State how many lines of the entries hold the string "that". Reply with the number alone.

* Begin *

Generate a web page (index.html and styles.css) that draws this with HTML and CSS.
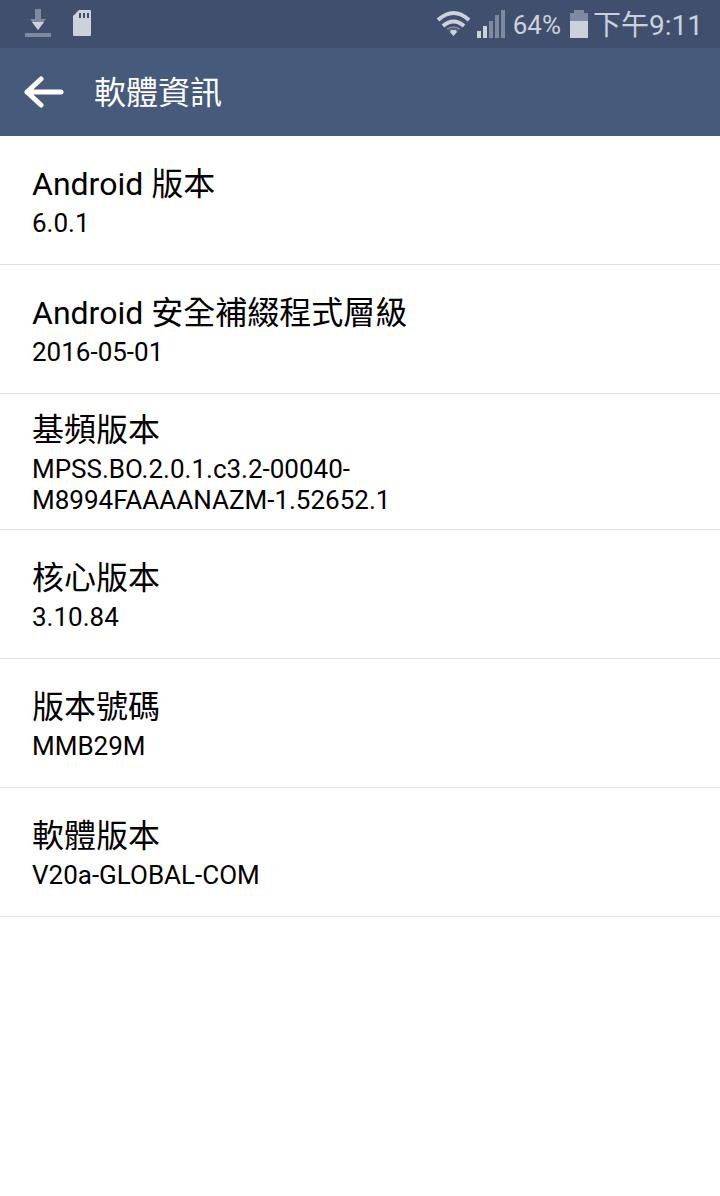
FILE: index.html
```html
<!DOCTYPE html>
<html lang="zh-Hant">
<head>
<meta charset="utf-8">
<meta name="viewport" content="width=device-width, initial-scale=1">
<title>軟體資訊</title>
<link rel="stylesheet" href="styles.css">
</head>
<body>
<div class="status">
  <svg class="icon-download" width="28" height="30" viewBox="0 0 28 30" aria-hidden="true"><path fill="#7f899f" d="M11 0h6v10h5l-8 11-8-11h5zM1 24h26v4H1z"/><path fill="#ccd2dc" d="M8 13h12l-6 8z"/></svg>
  <svg class="icon-card" width="20" height="28" viewBox="0 0 20 28" aria-hidden="true"><path fill="#ccd2dc" d="M7 0h11q1 0 1 1v24q0 1-1 1H2q-1 0-1-1V6z"/><path stroke="#414f6e" stroke-width="2" d="M8 3v5M12 3v5M16 3v5"/></svg>
  <span class="spacer"></span>
  <svg class="icon-wifi" width="34" height="28" viewBox="0 0 34 28" aria-hidden="true"><g fill="none" stroke="#ccd2dc" stroke-width="4"><path d="M2 10Q17.500-4 33 10M7 16q10.500-9 21 0"/></g><path fill="#59647a" d="M11 19q6.500-5 13 0l-4 4h-5z"/><path fill="none" stroke="#99a2b3" stroke-width="1" d="M11 19q6.500-4 13 0"/><path fill="#ccd2dc" d="M15 20h5l1 2-3.500 4-3.500-4z"/></svg>
  <svg class="icon-signal" width="30" height="30" viewBox="0 0 30 30" aria-hidden="true"><path fill="#ccd2dc" d="M1 22h4v7H1zM7 17h4v12H7z"/><path fill="#7f899f" d="M13 12h4v17h-4zM19 6h4v23h-4zM25 1h4v28h-4z"/></svg>
  <span class="battery-text">64%</span>
  <svg class="icon-battery" width="20" height="30" viewBox="0 0 20 30" aria-hidden="true"><path fill="#7f899f" d="M5 1h10v3h4v8H1V4h4z"/><path fill="#ccd2dc" d="M1 12h18v17H1z"/></svg>
  <time class="clock">下午9:11</time>
</div>
<header class="bar">
  <button class="back" type="button" aria-label="返回"><svg width="40" height="32" viewBox="0 0 40 32" aria-hidden="true"><path fill="none" stroke="#fff" stroke-width="5" stroke-linecap="round" stroke-linejoin="round" d="M17 3L3 16l14 13M3 16h34"/></svg></button>
  <h1 class="title">軟體資訊</h1>
</header>
<main>
  <dl class="list">
    <div class="item"><dt>Android 版本</dt><dd>6.0.1</dd></div>
    <div class="item"><dt>Android 安全補綴程式層級</dt><dd>2016-05-01</dd></div>
    <div class="item"><dt>基頻版本</dt><dd>MPSS.BO.2.0.1.c3.2-00040-<br>M8994FAAAANAZM-1.52652.1</dd></div>
    <div class="item"><dt>核心版本</dt><dd>3.10.84</dd></div>
    <div class="item"><dt>版本號碼</dt><dd>MMB29M</dd></div>
    <div class="item"><dt>軟體版本</dt><dd>V20a-GLOBAL-COM</dd></div>
  </dl>
</main>
</body>
</html>
```
FILE: styles.css
```css
* { box-sizing: border-box; }
body { margin: 0; background: #fff; color: #000; font-family: Roboto, "Noto Sans CJK TC", sans-serif; }
.status { display: flex; align-items: center; height: 48px; padding: 0 17px 0 24px; background: #414f6e; color: #ccd2dc; }
.status svg { flex: none; }
.icon-card { margin-left: 20px; }
.spacer { flex: 1; }
.icon-signal { margin-left: 6px; }
.battery-text { margin-left: 7px; padding-top: 2px; font-size: 26px; }
.icon-battery { margin-left: 8px; }
.clock { margin-left: 4px; padding-top: 4px; font-size: 28px; line-height: 44px; }
.bar { display: flex; align-items: center; height: 88px; padding: 0 24px; background: #465a7b; color: #fff; }
.back { display: flex; padding: 0; border: 0; background: none; }
.title { margin: 0 0 0 30px; padding-top: 2px; font-size: 32px; font-weight: 400; line-height: 48px; }
.list { margin: 0; }
.item { display: flex; flex-direction: column; justify-content: center; min-height: 129px; padding: 15px 32px 13px; border-bottom: 1px solid #e2e2e2; }
.item dt { font-size: 32px; line-height: 42px; }
.item dd { margin: 3px 0 0; font-size: 26px; line-height: 31px; }
```
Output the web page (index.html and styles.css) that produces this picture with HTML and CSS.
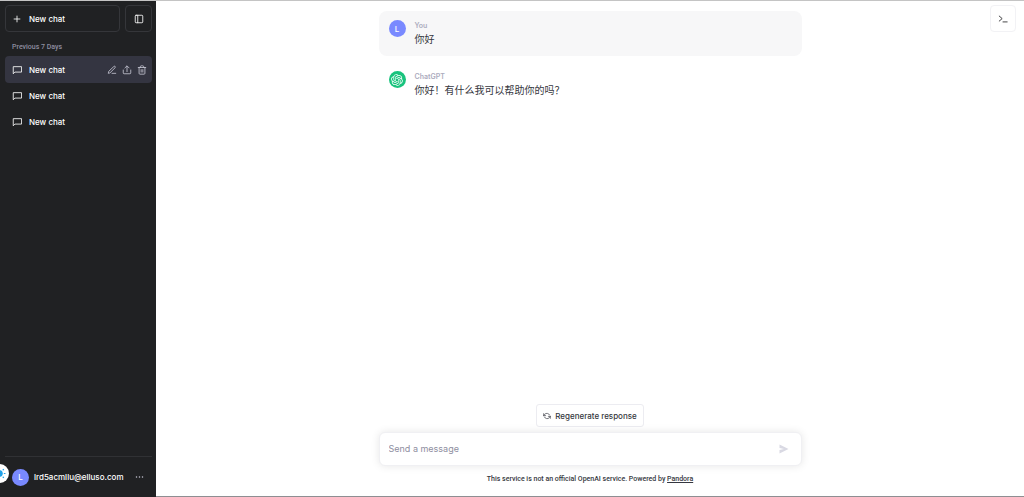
FILE: index.html
```
<!DOCTYPE html>
<html lang="en">
<head>
    <meta charset="UTF-8">
    <meta name="viewport" content="width=device-width, initial-scale=1.0">
    <title>New chat</title>
    <link rel="stylesheet" href="styles.css">
</head>
<body>
    <svg class="sprite" aria-hidden="true">
        <symbol id="icon-chat" viewBox="0 0 24 24"><path d="M22 17H7l-4 4V4h19z"/></symbol>
    </svg>

    <aside class="sidebar">
        <div class="sidebar-top">
            <button class="new-chat">
                <svg class="icon" viewBox="0 0 24 24"><path d="M12 5v14M5 12h14"/></svg>
                New chat
            </button>
            <button class="toggle" aria-label="Hide sidebar">
                <svg class="icon" viewBox="0 0 24 24"><rect x="3" y="3" width="18" height="18" rx="2"/><path d="M9 3v18"/></svg>
            </button>
        </div>

        <h2 class="group-title">Previous 7 Days</h2>
        <nav class="history">
            <div class="chat active">
                <a href="#"><svg class="icon" viewBox="0 0 24 24"><use href="#icon-chat"/></svg>New chat</a>
                <button aria-label="Rename"><svg class="icon" viewBox="0 0 24 24"><path d="M12 20h9M16.500 3.500a2.100 2.100 0 0 1 3 3L7 19l-4 1 1-4z"/></svg></button>
                <button aria-label="Share"><svg class="icon" viewBox="0 0 24 24"><path d="M3 12v7a2 2 0 0 0 2 2h14a2 2 0 0 0 2-2v-7M12 16V3M7 7l5-5 5 5"/></svg></button>
                <button aria-label="Delete"><svg class="icon" viewBox="0 0 24 24"><path d="M3 6h18M19 6v14a2 2 0 0 1-2 2H7a2 2 0 0 1-2-2V6M8 6V4a2 2 0 0 1 2-2h4a2 2 0 0 1 2 2v2M10 11v6M14 11v6"/></svg></button>
            </div>
            <div class="chat">
                <a href="#"><svg class="icon" viewBox="0 0 24 24"><use href="#icon-chat"/></svg>New chat</a>
            </div>
            <div class="chat">
                <a href="#"><svg class="icon" viewBox="0 0 24 24"><use href="#icon-chat"/></svg>New chat</a>
            </div>
        </nav>

        <div class="account">
            <button class="user">
                <span class="avatar">L</span>
                <span class="email">lrd5acmllu@elluso.com</span>
                <svg class="icon dots" viewBox="0 0 24 24"><circle cx="4" cy="12" r="2"/><circle cx="12" cy="12" r="2"/><circle cx="20" cy="12" r="2"/></svg>
            </button>
        </div>
        <button class="theme" aria-label="Theme">
            <svg viewBox="0 0 24 24"><circle cx="12" cy="12" r="5"/><path d="M12 1v3M12 20v3M1 12h3M20 12h3M4 4l2 2M18 18l2 2M4 20l2-2M18 6l2-2"/></svg>
        </button>
    </aside>

    <main class="main">
        <button class="terminal" aria-label="Console">
            <svg class="icon" viewBox="0 0 24 24"><path d="M3 5l7 6-7 6M12 19h10"/></svg>
        </button>

        <section class="thread">
            <article class="message mine">
                <span class="avatar">L</span>
                <div>
                    <h3>You</h3>
                    <p>你好</p>
                </div>
            </article>
            <article class="message">
                <span class="avatar bot">
                    <svg viewBox="0 0 41 41"><path d="M37.532 16.87a9.963 9.963 0 0 0-.856-8.184 10.078 10.078 0 0 0-10.855-4.835A9.964 9.964 0 0 0 18.306.5a10.079 10.079 0 0 0-9.614 6.977 9.967 9.967 0 0 0-6.664 4.834 10.08 10.08 0 0 0 1.24 11.817 9.965 9.965 0 0 0 .856 8.185 10.079 10.079 0 0 0 10.855 4.835 9.965 9.965 0 0 0 7.516 3.35 10.078 10.078 0 0 0 9.617-6.981 9.967 9.967 0 0 0 6.663-4.834 10.079 10.079 0 0 0-1.243-11.813ZM22.498 37.886a7.474 7.474 0 0 1-4.799-1.735c.061-.033.168-.091.237-.134l7.964-4.6a1.294 1.294 0 0 0 .655-1.134V19.054l3.366 1.944a.12.12 0 0 1 .066.092v9.299a7.505 7.505 0 0 1-7.49 7.496ZM6.392 31.006a7.471 7.471 0 0 1-.894-5.023c.06.036.162.099.237.141l7.964 4.6a1.297 1.297 0 0 0 1.308 0l9.724-5.614v3.888a.12.12 0 0 1-.048.103l-8.051 4.649a7.504 7.504 0 0 1-10.24-2.744ZM4.297 13.62A7.469 7.469 0 0 1 8.2 10.333c0 .068-.004.19-.004.274v9.201a1.294 1.294 0 0 0 .654 1.132l9.723 5.614-3.366 1.944a.12.12 0 0 1-.114.01L7.04 23.856a7.504 7.504 0 0 1-2.743-10.237Zm27.658 6.437-9.724-5.615 3.367-1.943a.121.121 0 0 1 .113-.01l8.052 4.648a7.498 7.498 0 0 1-1.158 13.528v-9.476a1.293 1.293 0 0 0-.65-1.132Zm3.35-5.043c-.059-.037-.162-.099-.236-.141l-7.965-4.6a1.298 1.298 0 0 0-1.308 0l-9.723 5.614v-3.888a.12.12 0 0 1 .048-.103l8.05-4.645a7.497 7.497 0 0 1 11.135 7.763Zm-21.063 6.929-3.367-1.944a.12.12 0 0 1-.065-.092v-9.299a7.497 7.497 0 0 1 12.293-5.756 6.94 6.94 0 0 0-.236.134l-7.965 4.6a1.294 1.294 0 0 0-.654 1.132l-.006 11.225Zm1.829-3.943 4.33-2.501 4.332 2.5v5l-4.331 2.5-4.331-2.5V18Z"/></svg>
                </span>
                <div>
                    <h3>ChatGPT</h3>
                    <p>你好！有什么我可以帮助你的吗？</p>
                </div>
            </article>
        </section>

        <footer class="bottom">
            <button class="regenerate">
                <svg class="icon" viewBox="0 0 24 24"><path d="M2 5v6h6M22 19v-6h-6M20 9A9 9 0 0 0 5 7l-3 4M22 13l-3 4A9 9 0 0 1 4 15"/></svg>
                Regenerate response
            </button>
            <form class="composer">
                <input type="text" aria-label="Message" placeholder="Send a message">
                <button type="button" aria-label="Send">
                    <svg viewBox="0 0 20 20"><path d="M1 1l18 9-18 9V12l9-2-9-2z"/></svg>
                </button>
            </form>
            <p class="note">This service is not an official OpenAI service. Powered by <a href="#">Pandora</a></p>
        </footer>
    </main>
</body>
</html>
```
FILE: styles.css
```
* { box-sizing: border-box; }
body { display: flex; height: 100vh; margin: 0; border-top: 1px solid #c4c4c4; font-family: Inter, "Noto Sans CJK SC", sans-serif; font-size: 9px; line-height: 12px; color: #353740; }
h2, h3, p { margin: 0; }
button { padding: 0; border: 0; background: none; color: inherit; font: inherit; cursor: pointer; }
a { color: inherit; }
.sprite { display: none; }
.icon { width: 10px; height: 10px; flex: none; display: block; fill: none; stroke: currentColor; stroke-width: 2; stroke-linecap: round; stroke-linejoin: round; }

/* sidebar */
.sidebar { position: relative; display: flex; flex-direction: column; flex: none; width: 156px; padding: 4px 4px 0 5px; background: #202123; color: #fff; font-size: 8px; font-weight: 500; }
.sidebar-top { display: flex; gap: 5px; }
.new-chat, .toggle { display: flex; align-items: center; height: 27px; border: 1px solid #35363a; border-radius: 4px; }
.new-chat { flex: 1; gap: 7px; padding-left: 6px; }
.toggle { justify-content: center; width: 27px; }
.new-chat:hover, .toggle:hover { background: #2b2c2f; }
.group-title { margin: 9px 0 3px; padding-left: 7px; color: #8e8ea0; font-family: Roboto, sans-serif; font-size: 7px; font-weight: 500; line-height: 12px; }
.history { display: flex; flex-direction: column; }
.chat { display: flex; align-items: center; gap: 5px; height: 26px; padding: 0 5px 0 7px; border-radius: 4px; color: #c5c5d2; }
.chat.active { height: 27px; background: #343541; }
.chat a { display: flex; align-items: center; flex: 1; gap: 7px; color: #fff; text-decoration: none; }
.account { margin-top: auto; padding: 8px 0; border-top: 1px solid #303134; }
.user { display: flex; align-items: center; gap: 5px; width: 100%; height: 24px; padding: 0 8px 0 7px; text-align: left; }
.email { flex: 1; }
.dots { width: 9px; fill: #c5c5d2; stroke: none; }
.theme { position: absolute; left: -10px; bottom: 14px; width: 19px; height: 19px; border-radius: 50%; background: #fff; }
.theme svg { display: block; width: 13px; height: 13px; margin: auto; fill: #1ea0e8; stroke: #1ea0e8; stroke-width: 2; }

.avatar { display: flex; align-items: center; justify-content: center; flex: none; width: 17px; height: 17px; border-radius: 50%; background: #7989ff; color: #fff; font-size: 8px; font-weight: 500; }
.avatar.bot { background: #19c37d; }
.avatar.bot svg { width: 12px; height: 12px; fill: #fff; }

/* conversation */
.main { position: relative; display: flex; flex-direction: column; flex: 1; padding: 10px 16px 0; border-bottom: 1px solid #8e8e92; }
.terminal { position: absolute; top: 4px; right: 8px; display: flex; align-items: center; justify-content: center; width: 26px; height: 27px; border: 1px solid #f2f2f5; border-radius: 4px; color: #202123; }
.thread, .bottom { width: 100%; max-width: 423px; margin: 0 auto; }
.thread { display: flex; flex-direction: column; gap: 6px; flex: 1; }
.message { display: flex; gap: 9px; padding: 9px 10px 8px; border-radius: 8px; }
.message.mine { background: #f7f7f8; }
.message h3 { color: #acacbe; font-size: 7px; font-weight: 600; line-height: 11px; }
.message p { font-size: 10px; line-height: 17px; }

.bottom { display: flex; flex-direction: column; align-items: center; padding-bottom: 11px; }
.regenerate { display: flex; align-items: center; gap: 4px; height: 23px; margin-bottom: 5px; padding: 0 6px; border: 1px solid #ececf1; border-radius: 3px; font-size: 8px; font-weight: 500; }
.regenerate .icon { width: 8px; height: 8px; }
.composer { display: flex; align-items: center; width: 100%; height: 34px; padding: 0 12px 0 9px; border: 1px solid #f0f0f3; border-radius: 6px; background: #fff; box-shadow: 0 0 8px rgba(0, 0, 0, 0.1); }
.composer input { flex: 1; min-width: 0; padding: 0; border: 0; outline: 0; background: none; font: inherit; }
.composer input::placeholder { color: #8e8ea0; opacity: 1; }
.composer svg { display: block; width: 10px; height: 10px; fill: #d9d9e3; }
.note { margin-top: 7px; font-family: Roboto, sans-serif; font-size: 7px; font-weight: 500; }
```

* End *

Full output:
2